- _The problem_
Set down each line of the data below exactly as it stands, dropping the pictures.

-- BEGIN Data excerpt --

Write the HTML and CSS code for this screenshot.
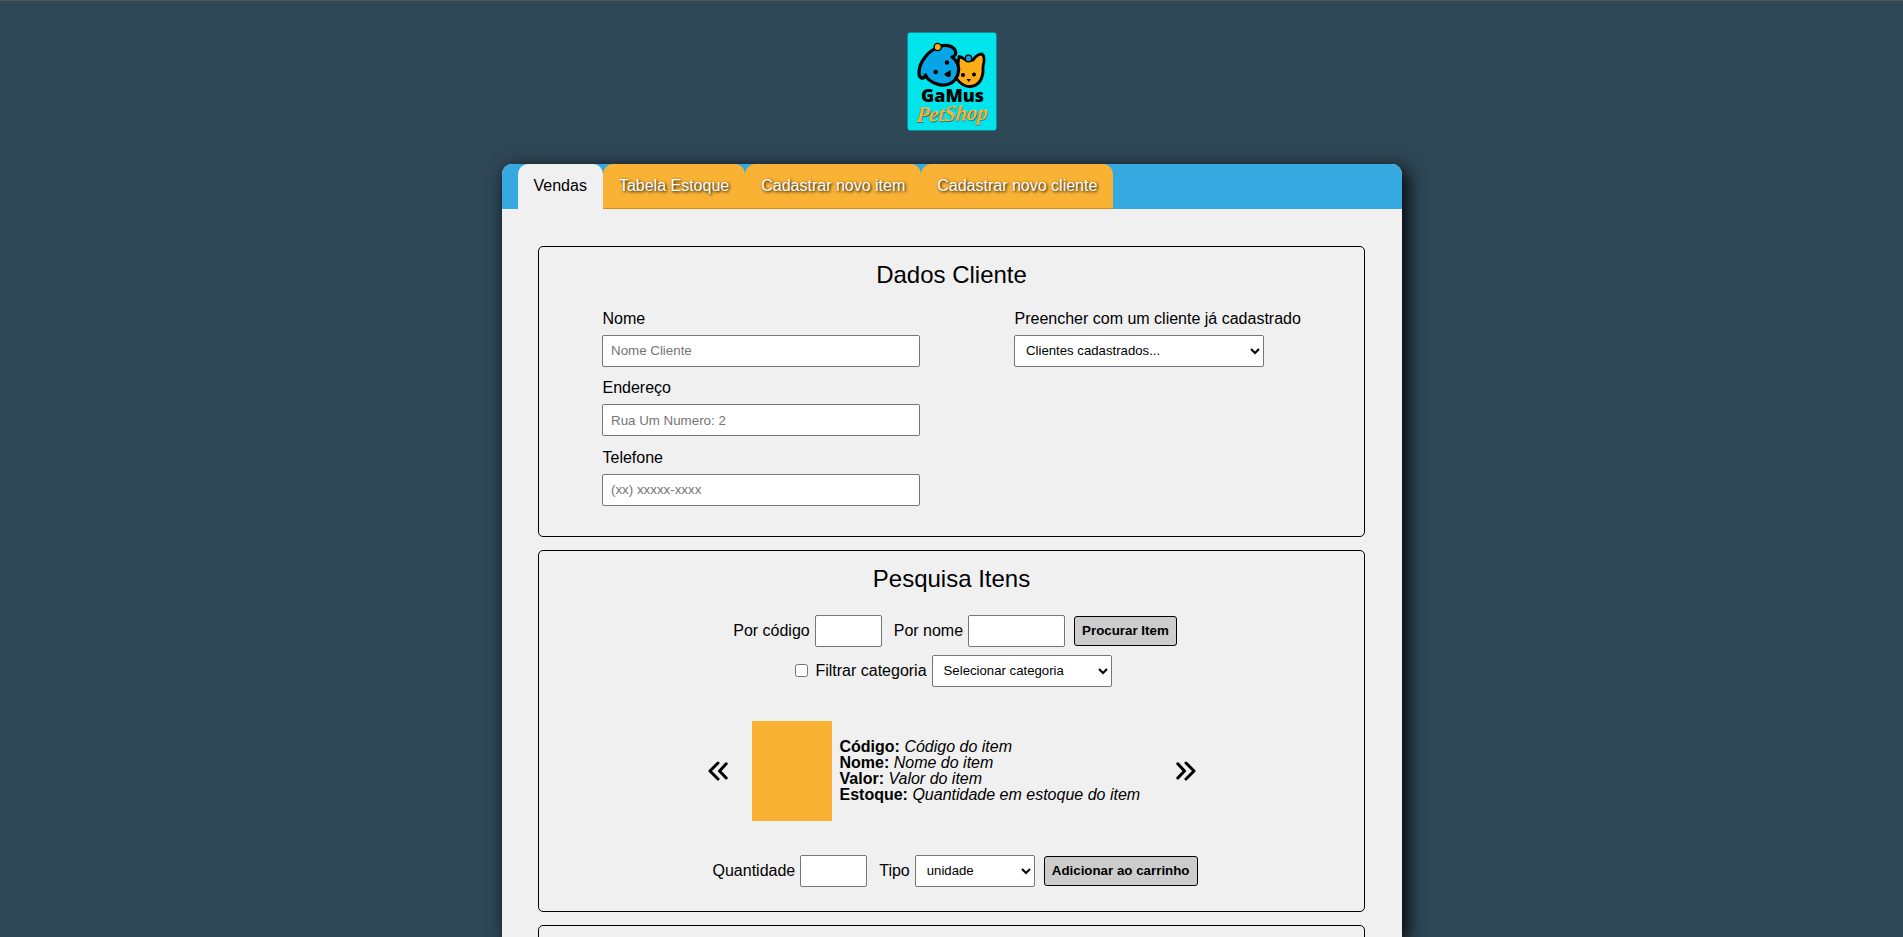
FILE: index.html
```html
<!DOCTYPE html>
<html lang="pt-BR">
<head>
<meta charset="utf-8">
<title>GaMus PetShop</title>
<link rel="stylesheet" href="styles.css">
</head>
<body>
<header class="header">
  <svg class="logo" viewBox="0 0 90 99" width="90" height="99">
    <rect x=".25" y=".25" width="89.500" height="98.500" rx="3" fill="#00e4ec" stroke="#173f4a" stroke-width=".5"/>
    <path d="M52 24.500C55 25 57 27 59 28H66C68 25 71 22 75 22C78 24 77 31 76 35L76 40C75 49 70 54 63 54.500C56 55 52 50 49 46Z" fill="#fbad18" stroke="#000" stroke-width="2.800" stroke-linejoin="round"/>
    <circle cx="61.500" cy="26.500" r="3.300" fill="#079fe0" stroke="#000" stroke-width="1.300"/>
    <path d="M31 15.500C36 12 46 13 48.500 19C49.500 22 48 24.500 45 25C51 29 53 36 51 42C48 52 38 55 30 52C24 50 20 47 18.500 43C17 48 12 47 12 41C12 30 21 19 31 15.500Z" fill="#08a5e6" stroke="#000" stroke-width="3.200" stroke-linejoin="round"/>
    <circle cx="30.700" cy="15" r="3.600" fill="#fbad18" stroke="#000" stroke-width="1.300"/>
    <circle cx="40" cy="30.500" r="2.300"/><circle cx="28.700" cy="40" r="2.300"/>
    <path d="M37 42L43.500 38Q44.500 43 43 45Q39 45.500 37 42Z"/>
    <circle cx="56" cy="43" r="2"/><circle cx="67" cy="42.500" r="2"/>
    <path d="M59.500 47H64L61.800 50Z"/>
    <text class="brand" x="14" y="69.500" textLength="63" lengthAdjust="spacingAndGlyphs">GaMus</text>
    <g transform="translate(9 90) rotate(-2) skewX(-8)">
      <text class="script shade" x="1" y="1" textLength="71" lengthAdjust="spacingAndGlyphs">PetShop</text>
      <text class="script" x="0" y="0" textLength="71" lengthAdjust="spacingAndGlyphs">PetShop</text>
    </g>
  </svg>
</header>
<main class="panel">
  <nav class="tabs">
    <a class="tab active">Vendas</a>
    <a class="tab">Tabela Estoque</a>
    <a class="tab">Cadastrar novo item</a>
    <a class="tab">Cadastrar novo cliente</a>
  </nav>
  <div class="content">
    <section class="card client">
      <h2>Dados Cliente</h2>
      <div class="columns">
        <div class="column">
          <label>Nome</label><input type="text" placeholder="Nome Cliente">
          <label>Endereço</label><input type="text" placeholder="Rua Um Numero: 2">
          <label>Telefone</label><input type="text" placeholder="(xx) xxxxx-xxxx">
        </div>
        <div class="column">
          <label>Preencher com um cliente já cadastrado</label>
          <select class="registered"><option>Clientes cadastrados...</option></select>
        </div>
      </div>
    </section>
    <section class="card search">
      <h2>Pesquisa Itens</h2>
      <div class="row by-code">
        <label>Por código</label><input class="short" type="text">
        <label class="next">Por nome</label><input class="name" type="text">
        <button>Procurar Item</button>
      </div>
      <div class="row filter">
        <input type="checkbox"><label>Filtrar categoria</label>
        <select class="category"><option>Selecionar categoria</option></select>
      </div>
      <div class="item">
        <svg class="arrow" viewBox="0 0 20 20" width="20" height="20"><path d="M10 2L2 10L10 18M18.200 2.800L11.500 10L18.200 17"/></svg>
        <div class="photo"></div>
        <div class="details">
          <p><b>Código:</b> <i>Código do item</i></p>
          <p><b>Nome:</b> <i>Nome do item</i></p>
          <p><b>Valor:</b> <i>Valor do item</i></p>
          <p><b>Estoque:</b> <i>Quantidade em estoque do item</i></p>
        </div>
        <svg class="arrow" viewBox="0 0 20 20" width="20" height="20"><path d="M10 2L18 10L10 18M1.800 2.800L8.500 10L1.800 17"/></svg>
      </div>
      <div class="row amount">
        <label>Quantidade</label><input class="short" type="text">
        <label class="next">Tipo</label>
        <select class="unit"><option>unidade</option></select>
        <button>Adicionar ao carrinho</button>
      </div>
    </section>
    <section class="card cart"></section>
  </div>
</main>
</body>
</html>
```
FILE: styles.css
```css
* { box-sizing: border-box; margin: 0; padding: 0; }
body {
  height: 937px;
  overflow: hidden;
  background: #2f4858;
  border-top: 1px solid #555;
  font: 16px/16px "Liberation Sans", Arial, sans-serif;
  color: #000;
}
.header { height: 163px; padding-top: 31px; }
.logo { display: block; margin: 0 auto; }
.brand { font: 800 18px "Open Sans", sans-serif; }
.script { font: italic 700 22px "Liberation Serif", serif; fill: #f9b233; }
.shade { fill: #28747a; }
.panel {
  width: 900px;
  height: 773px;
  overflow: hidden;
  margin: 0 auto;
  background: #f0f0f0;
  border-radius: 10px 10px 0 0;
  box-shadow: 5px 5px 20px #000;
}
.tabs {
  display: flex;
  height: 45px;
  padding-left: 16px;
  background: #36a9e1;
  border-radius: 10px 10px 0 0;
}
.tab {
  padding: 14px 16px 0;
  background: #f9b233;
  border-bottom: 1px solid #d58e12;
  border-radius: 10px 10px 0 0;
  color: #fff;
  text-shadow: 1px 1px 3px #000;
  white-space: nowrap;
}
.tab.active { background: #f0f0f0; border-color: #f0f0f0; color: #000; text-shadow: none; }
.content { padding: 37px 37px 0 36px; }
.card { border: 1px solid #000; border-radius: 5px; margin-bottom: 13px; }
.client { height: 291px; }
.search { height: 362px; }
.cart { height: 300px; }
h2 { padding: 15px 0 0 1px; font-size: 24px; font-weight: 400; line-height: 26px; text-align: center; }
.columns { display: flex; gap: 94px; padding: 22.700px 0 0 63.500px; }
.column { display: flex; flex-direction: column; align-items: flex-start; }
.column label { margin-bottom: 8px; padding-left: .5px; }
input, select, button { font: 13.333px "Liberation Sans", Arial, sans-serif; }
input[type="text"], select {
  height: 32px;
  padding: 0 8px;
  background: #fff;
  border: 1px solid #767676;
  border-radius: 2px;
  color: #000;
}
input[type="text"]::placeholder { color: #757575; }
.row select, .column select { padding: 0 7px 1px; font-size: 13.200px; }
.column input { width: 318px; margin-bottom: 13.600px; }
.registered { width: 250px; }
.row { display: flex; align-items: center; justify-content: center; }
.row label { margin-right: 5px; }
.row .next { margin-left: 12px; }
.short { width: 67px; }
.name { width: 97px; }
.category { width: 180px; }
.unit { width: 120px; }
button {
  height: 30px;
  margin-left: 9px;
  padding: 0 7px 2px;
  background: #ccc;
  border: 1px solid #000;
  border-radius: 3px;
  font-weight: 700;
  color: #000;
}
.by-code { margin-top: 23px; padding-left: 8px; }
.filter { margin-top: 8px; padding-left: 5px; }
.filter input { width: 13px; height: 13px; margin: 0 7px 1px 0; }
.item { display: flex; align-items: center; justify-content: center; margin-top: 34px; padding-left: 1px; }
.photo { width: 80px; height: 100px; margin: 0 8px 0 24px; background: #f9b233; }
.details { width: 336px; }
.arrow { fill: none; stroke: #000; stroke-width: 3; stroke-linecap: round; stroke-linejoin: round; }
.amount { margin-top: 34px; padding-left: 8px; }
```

-- END Data excerpt --

- _Solution below_
Write the HTML and CSS code for this screenshot.
FILE: index.html
```html
<!DOCTYPE html>
<html lang="pt-BR">
<head>
<meta charset="utf-8">
<title>GaMus PetShop</title>
<link rel="stylesheet" href="styles.css">
</head>
<body>
<header class="header">
  <svg class="logo" viewBox="0 0 90 99" width="90" height="99">
    <rect x=".25" y=".25" width="89.500" height="98.500" rx="3" fill="#00e4ec" stroke="#173f4a" stroke-width=".5"/>
    <path d="M52 24.500C55 25 57 27 59 28H66C68 25 71 22 75 22C78 24 77 31 76 35L76 40C75 49 70 54 63 54.500C56 55 52 50 49 46Z" fill="#fbad18" stroke="#000" stroke-width="2.800" stroke-linejoin="round"/>
    <circle cx="61.500" cy="26.500" r="3.300" fill="#079fe0" stroke="#000" stroke-width="1.300"/>
    <path d="M31 15.500C36 12 46 13 48.500 19C49.500 22 48 24.500 45 25C51 29 53 36 51 42C48 52 38 55 30 52C24 50 20 47 18.500 43C17 48 12 47 12 41C12 30 21 19 31 15.500Z" fill="#08a5e6" stroke="#000" stroke-width="3.200" stroke-linejoin="round"/>
    <circle cx="30.700" cy="15" r="3.600" fill="#fbad18" stroke="#000" stroke-width="1.300"/>
    <circle cx="40" cy="30.500" r="2.300"/><circle cx="28.700" cy="40" r="2.300"/>
    <path d="M37 42L43.500 38Q44.500 43 43 45Q39 45.500 37 42Z"/>
    <circle cx="56" cy="43" r="2"/><circle cx="67" cy="42.500" r="2"/>
    <path d="M59.500 47H64L61.800 50Z"/>
    <text class="brand" x="14" y="69.500" textLength="63" lengthAdjust="spacingAndGlyphs">GaMus</text>
    <g transform="translate(9 90) rotate(-2) skewX(-8)">
      <text class="script shade" x="1" y="1" textLength="71" lengthAdjust="spacingAndGlyphs">PetShop</text>
      <text class="script" x="0" y="0" textLength="71" lengthAdjust="spacingAndGlyphs">PetShop</text>
    </g>
  </svg>
</header>
<main class="panel">
  <nav class="tabs">
    <a class="tab active">Vendas</a>
    <a class="tab">Tabela Estoque</a>
    <a class="tab">Cadastrar novo item</a>
    <a class="tab">Cadastrar novo cliente</a>
  </nav>
  <div class="content">
    <section class="card client">
      <h2>Dados Cliente</h2>
      <div class="columns">
        <div class="column">
          <label>Nome</label><input type="text" placeholder="Nome Cliente">
          <label>Endereço</label><input type="text" placeholder="Rua Um Numero: 2">
          <label>Telefone</label><input type="text" placeholder="(xx) xxxxx-xxxx">
        </div>
        <div class="column">
          <label>Preencher com um cliente já cadastrado</label>
          <select class="registered"><option>Clientes cadastrados...</option></select>
        </div>
      </div>
    </section>
    <section class="card search">
      <h2>Pesquisa Itens</h2>
      <div class="row by-code">
        <label>Por código</label><input class="short" type="text">
        <label class="next">Por nome</label><input class="name" type="text">
        <button>Procurar Item</button>
      </div>
      <div class="row filter">
        <input type="checkbox"><label>Filtrar categoria</label>
        <select class="category"><option>Selecionar categoria</option></select>
      </div>
      <div class="item">
        <svg class="arrow" viewBox="0 0 20 20" width="20" height="20"><path d="M10 2L2 10L10 18M18.200 2.800L11.500 10L18.200 17"/></svg>
        <div class="photo"></div>
        <div class="details">
          <p><b>Código:</b> <i>Código do item</i></p>
          <p><b>Nome:</b> <i>Nome do item</i></p>
          <p><b>Valor:</b> <i>Valor do item</i></p>
          <p><b>Estoque:</b> <i>Quantidade em estoque do item</i></p>
        </div>
        <svg class="arrow" viewBox="0 0 20 20" width="20" height="20"><path d="M10 2L18 10L10 18M1.800 2.800L8.500 10L1.800 17"/></svg>
      </div>
      <div class="row amount">
        <label>Quantidade</label><input class="short" type="text">
        <label class="next">Tipo</label>
        <select class="unit"><option>unidade</option></select>
        <button>Adicionar ao carrinho</button>
      </div>
    </section>
    <section class="card cart"></section>
  </div>
</main>
</body>
</html>
```
FILE: styles.css
```css
* { box-sizing: border-box; margin: 0; padding: 0; }
body {
  height: 937px;
  overflow: hidden;
  background: #2f4858;
  border-top: 1px solid #555;
  font: 16px/16px "Liberation Sans", Arial, sans-serif;
  color: #000;
}
.header { height: 163px; padding-top: 31px; }
.logo { display: block; margin: 0 auto; }
.brand { font: 800 18px "Open Sans", sans-serif; }
.script { font: italic 700 22px "Liberation Serif", serif; fill: #f9b233; }
.shade { fill: #28747a; }
.panel {
  width: 900px;
  height: 773px;
  overflow: hidden;
  margin: 0 auto;
  background: #f0f0f0;
  border-radius: 10px 10px 0 0;
  box-shadow: 5px 5px 20px #000;
}
.tabs {
  display: flex;
  height: 45px;
  padding-left: 16px;
  background: #36a9e1;
  border-radius: 10px 10px 0 0;
}
.tab {
  padding: 14px 16px 0;
  background: #f9b233;
  border-bottom: 1px solid #d58e12;
  border-radius: 10px 10px 0 0;
  color: #fff;
  text-shadow: 1px 1px 3px #000;
  white-space: nowrap;
}
.tab.active { background: #f0f0f0; border-color: #f0f0f0; color: #000; text-shadow: none; }
.content { padding: 37px 37px 0 36px; }
.card { border: 1px solid #000; border-radius: 5px; margin-bottom: 13px; }
.client { height: 291px; }
.search { height: 362px; }
.cart { height: 300px; }
h2 { padding: 15px 0 0 1px; font-size: 24px; font-weight: 400; line-height: 26px; text-align: center; }
.columns { display: flex; gap: 94px; padding: 22.700px 0 0 63.500px; }
.column { display: flex; flex-direction: column; align-items: flex-start; }
.column label { margin-bottom: 8px; padding-left: .5px; }
input, select, button { font: 13.333px "Liberation Sans", Arial, sans-serif; }
input[type="text"], select {
  height: 32px;
  padding: 0 8px;
  background: #fff;
  border: 1px solid #767676;
  border-radius: 2px;
  color: #000;
}
input[type="text"]::placeholder { color: #757575; }
.row select, .column select { padding: 0 7px 1px; font-size: 13.200px; }
.column input { width: 318px; margin-bottom: 13.600px; }
.registered { width: 250px; }
.row { display: flex; align-items: center; justify-content: center; }
.row label { margin-right: 5px; }
.row .next { margin-left: 12px; }
.short { width: 67px; }
.name { width: 97px; }
.category { width: 180px; }
.unit { width: 120px; }
button {
  height: 30px;
  margin-left: 9px;
  padding: 0 7px 2px;
  background: #ccc;
  border: 1px solid #000;
  border-radius: 3px;
  font-weight: 700;
  color: #000;
}
.by-code { margin-top: 23px; padding-left: 8px; }
.filter { margin-top: 8px; padding-left: 5px; }
.filter input { width: 13px; height: 13px; margin: 0 7px 1px 0; }
.item { display: flex; align-items: center; justify-content: center; margin-top: 34px; padding-left: 1px; }
.photo { width: 80px; height: 100px; margin: 0 8px 0 24px; background: #f9b233; }
.details { width: 336px; }
.arrow { fill: none; stroke: #000; stroke-width: 3; stroke-linecap: round; stroke-linejoin: round; }
.amount { margin-top: 34px; padding-left: 8px; }
```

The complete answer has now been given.